How to Optimise AdWords to make your budget work harder for you

Updated: 6th February 2018 | Level: Introductory

So you are running AdWords and have been for some time, when suddenly you notice (or worse your boss notices) that your spend has started to creep up. How do you get control of your account to make sure you are getting the most out of your budget?

Tips to Reduce AdWords Spend and Optimise Campaigns

Our team have come up with the top 5 things to check on your account to keep that spending down but before we get into that…

You may be thinking what's going to change since I set it up? Well plenty, and many of these things may not necessarily be within your control. New competitors with similar products or services may enter your space, your keywords may be left behind as new search terms trends surface and of course Google likes to keep us on our toes with changes to the way things are done, particularly around spend.

Of these it's the last which has caught people out.  If you’re looking at daily overspend when you last viewed your account then don’t panic.
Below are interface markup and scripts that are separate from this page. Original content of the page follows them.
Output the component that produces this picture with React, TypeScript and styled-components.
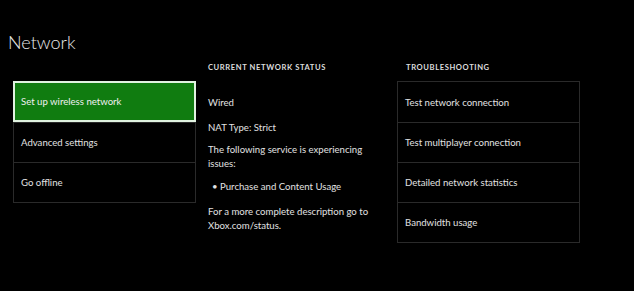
import React from "react";
import styled, { createGlobalStyle } from "styled-components";

const Global = createGlobalStyle`
  html, body { margin: 0; padding: 0; background: #000; }
  body { font-family: "Lato", "Open Sans", sans-serif; color: #e6e6e6; }
  #root { width: 634px; height: 291px; background: #000; overflow: hidden; }
`;

const Page = styled.div`
  padding: 31px 0 0 8px;
`;

const Title = styled.h1`
  margin: 0;
  font-size: 18px;
  font-weight: 300;
  line-height: 23px;
  color: #e8e8e8;
`;

const Columns = styled.div`
  display: grid;
  grid-template-columns: 183px 177px 183px;
  column-gap: 12px;
  margin: 8px 0 0 5px;
`;

const Column = styled.section`
  display: flex;
  flex-direction: column;
`;

const Header = styled.div`
  height: 19px;
  font-size: 7.6px;
  font-weight: 700;
  letter-spacing: 0.6px;
  line-height: 11px;
  color: #dcdcdc;
  text-transform: uppercase;
`;

const HeaderText = styled.span<{ $indent: number }>`
  padding-left: ${(p) => p.$indent}px;
`;

const List = styled.div`
  border: 1px solid #2a2a2a;
  display: flex;
  flex-direction: column;
`;

const Item = styled.div<{ $active?: boolean }>`
  height: 40px;
  box-sizing: border-box;
  display: flex;
  align-items: center;
  padding-left: ${(p) => (p.$active ? 6 : 7)}px;
  font-size: 9.6px;
  color: #e2e2e2;
  border-top: 1px solid #2a2a2a;
  &:first-child {
    border-top: none;
  }
  ${(p) =>
    p.$active &&
    `
    background: #107c10;
    border: 2px solid #e0f2e0 !important;
    margin: -1px -1px 0 -1px;
    height: 41px;
    color: #f0f0f0;
  `}
`;

const Status = styled.div`
  display: flex;
  flex-direction: column;
  padding-top: 15px;
  font-size: 9.6px;
  line-height: 14px;
  color: #e2e2e2;
`;

const Para = styled.p<{ $top: number }>`
  margin: ${(p) => p.$top}px 0 0 0;
`;

const Bullet = styled.p<{ $top: number }>`
  margin: ${(p) => p.$top}px 0 0 4px;
`;

export default function App() {
  return (
    <>
      <Global />
      <Page>
        <Title>Network</Title>
        <Columns>
          <Column>
            <Header />
            <List>
              <Item $active>Set up wireless network</Item>
              <Item>Advanced settings</Item>
              <Item>Go offline</Item>
            </List>
          </Column>
          <Column>
            <Header>
              <HeaderText $indent={0}>Current network status</HeaderText>
            </Header>
            <Status>
              <Para $top={0}>Wired</Para>
              <Para $top={11}>NAT Type: Strict</Para>
              <Para $top={8}>
                The following service is experiencing
                <br />
                issues:
              </Para>
              <Bullet $top={9}>• Purchase and Content Usage</Bullet>
              <Para $top={11}>
                For a more complete description go to
                <br />
                Xbox.com/status.
              </Para>
            </Status>
          </Column>
          <Column>
            <Header>
              <HeaderText $indent={9}>Troubleshooting</HeaderText>
            </Header>
            <List>
              <Item>Test network connection</Item>
              <Item>Test multiplayer connection</Item>
              <Item>Detailed network statistics</Item>
              <Item>Bandwidth usage</Item>
            </List>
          </Column>
        </Columns>
      </Page>
    </>
  );
}
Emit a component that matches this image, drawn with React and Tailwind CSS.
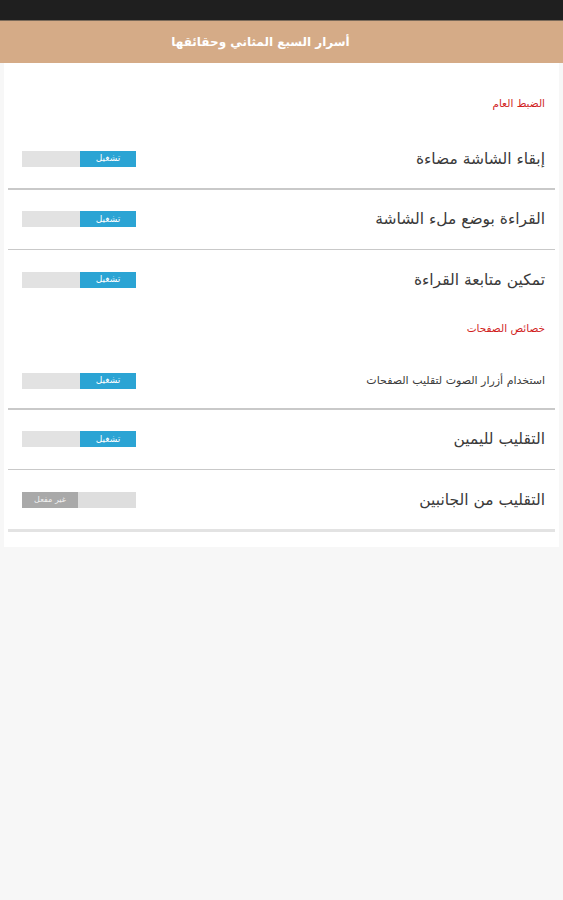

Since October last year Google has changed the way it handles budget:

“Up to 2 times your campaign's daily budget can be used to show your ads on certain days of the week or certain times of the month based on fluctuations in traffic – but not more than you spend on your campaigns each month."

This new approach may or may not be ok for you, depending on your campaign strategy and how actively you manage your account.  Once you have an understanding of what can happen in spend it's time to review how you can impact it, positively.

Now for the 5 quick tips…

1. Review Spend Regularly

How often is regularly? At least weekly to start with then, then monthly when you are happy with your spend. This is our number one tip, as if you don't check how your campaigns are performing you may not realise how much you are spending and on what until it is TOO LATE!

Make time to check your total spend and make sure that you are spending most in the areas that make you most money or help you to achieve your main goals.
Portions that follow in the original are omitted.